And then there is the OS which is getting more and more locked down so that you can not run unsigned software without increasingly difficult workarounds.
On one hand, alternative OS support on macbooks has gotten worse and worse over the last few years but it is sad to see the final nail in the coffin.
Locked bootloader only booting stuff signed by Apple.
So these CPUs can only be used to run MacOS, no Linux or other alternate open platforms.
ARM doesn't have a generic platform like PC but I'm sure someone will figure out how the device tree works if they haven't already.
Gotta take their 30% cut of everyone's revenue.
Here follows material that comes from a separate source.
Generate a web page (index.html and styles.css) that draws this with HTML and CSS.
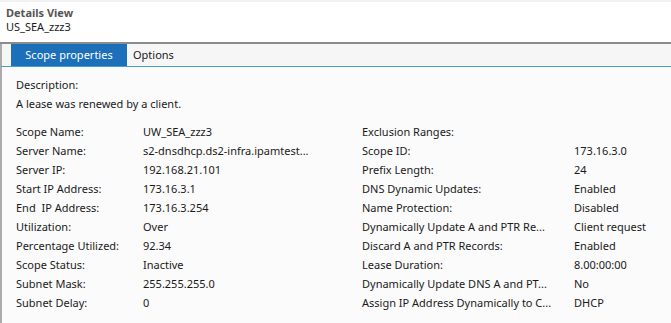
FILE: index.html
```html
<!DOCTYPE html>
<html>
<head>
<meta charset="utf-8">
<link rel="stylesheet" href="styles.css">
</head>
<body>
<div class="strip"></div>
<div class="header">
  <div class="title">Details View</div>
  <div class="subtitle">US_SEA_zzz3</div>
</div>
<div class="tabs">
  <div class="tab active">Scope properties</div>
  <div class="tab">Options</div>
</div>
<div class="content">
  <div class="desc-label">Description:</div>
  <div class="desc-text">A lease was renewed by a client.</div>
  <div class="grid">
    <div class="col left">
      <div class="row"><span class="k">Scope Name:</span><span class="v">UW_SEA_zzz3</span></div>
      <div class="row"><span class="k">Server Name:</span><span class="v">s2-dnsdhcp.ds2-infra.ipamtest...</span></div>
      <div class="row"><span class="k">Server IP:</span><span class="v">192.168.21.101</span></div>
      <div class="row"><span class="k">Start IP Address:</span><span class="v">173.16.3.1</span></div>
      <div class="row"><span class="k">End&nbsp; IP Address:</span><span class="v">173.16.3.254</span></div>
      <div class="row"><span class="k">Utilization:</span><span class="v">Over</span></div>
      <div class="row"><span class="k">Percentage Utilized:</span><span class="v">92.34</span></div>
      <div class="row"><span class="k">Scope Status:</span><span class="v">Inactive</span></div>
      <div class="row"><span class="k">Subnet Mask:</span><span class="v">255.255.255.0</span></div>
      <div class="row"><span class="k">Subnet Delay:</span><span class="v">0</span></div>
    </div>
    <div class="col right">
      <div class="row"><span class="k">Exclusion Ranges:</span><span class="v"></span></div>
      <div class="row"><span class="k">Scope ID:</span><span class="v">173.16.3.0</span></div>
      <div class="row"><span class="k">Prefix Length:</span><span class="v">24</span></div>
      <div class="row"><span class="k">DNS Dynamic Updates:</span><span class="v">Enabled</span></div>
      <div class="row"><span class="k">Name Protection:</span><span class="v">Disabled</span></div>
      <div class="row"><span class="k">Dynamically Update A and PTR Re...</span><span class="v">Client request</span></div>
      <div class="row"><span class="k">Discard A and PTR Records:</span><span class="v">Enabled</span></div>
      <div class="row"><span class="k">Lease Duration:</span><span class="v">8.00:00:00</span></div>
      <div class="row"><span class="k">Dynamically Update DNS A and PT...</span><span class="v">No</span></div>
      <div class="row"><span class="k">Assign IP Address Dynamically to C...</span><span class="v">DHCP</span></div>
    </div>
  </div>
</div>
</body>
</html>
```
FILE: styles.css
```css
html, body {
  margin: 0;
  padding: 0;
  width: 671px;
  height: 323px;
  overflow: hidden;
  background: #fbfbfb;
  font-family: "Noto Sans", "Open Sans", sans-serif;
  font-size: 11px;
  color: #1a1a1a;
}
.strip {
  height: 2px;
  background: #f2f2f2;
}
.header {
  background: #ffffff;
  height: 42px;
  box-sizing: border-box;
  padding: 3px 6px 0 6px;
  border-bottom: 2px solid #8c8c8c;
}
.title {
  font-weight: bold;
  color: #555555;
  line-height: 15px;
}
.subtitle {
  line-height: 13px;
  color: #1a1a1a;
}
.tabs {
  display: flex;
  height: 22px;
  background: #f6f6f6;
  border-left: 2px solid #acacac;
  border-bottom: 1px solid #44a0cc;
  padding-left: 9px;
  gap: 6px;
}
.tab {
  line-height: 22px;
  color: #1a1a1a;
}
.tab.active {
  background: #1c6fb9;
  color: #ffffff;
  width: 116px;
  text-align: center;
}
.content {
  border-left: 2px solid #acacac;
  background: #fbfbfb;
  height: 260px;
  padding: 8px 0 0 14px;
  box-sizing: border-box;
}
.desc-label {
  line-height: 19px;
}
.desc-text {
  line-height: 19px;
  margin-bottom: 9px;
}
.grid {
  display: flex;
}
.col {
  display: flex;
  flex-direction: column;
}
.col.left {
  width: 346px;
  flex-shrink: 0;
}
.col.right {
  flex: 1;
}
.row {
  display: flex;
  height: 19px;
  line-height: 19px;
  white-space: nowrap;
}
.col .k {
  width: 127px;
  flex-shrink: 0;
}
.col.right .k {
  width: 212px;
}
```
The BSA/SBS is relatively new as far as I'm aware. The server version was released in 2014, the same year as the iPhone 6 which was already using Apple SOCs.
I don't know when the client version was released but fairly recently AFAIK. I don't know of any systems shipping based on it.
Most ARM systems are using device trees and their own custom slate of devices.
So I should amend my comment I suppose: no one is using any kind of "Standard ARM PC" definition in any quantity, and I'm not sure we should bring over UEFI or ACPI when device trees have been working well so far.
Nevertheless as I noted I'm sure enterprising hackers will figure out how to do it. If you downgrade security the SEP will sign whatever "kernel blob" you like and the system will load and jump to it at boot. Technically that isn't even required - a kext could pause all CPUs, set the correct registers, and jump to a completely different OS if you were really determined.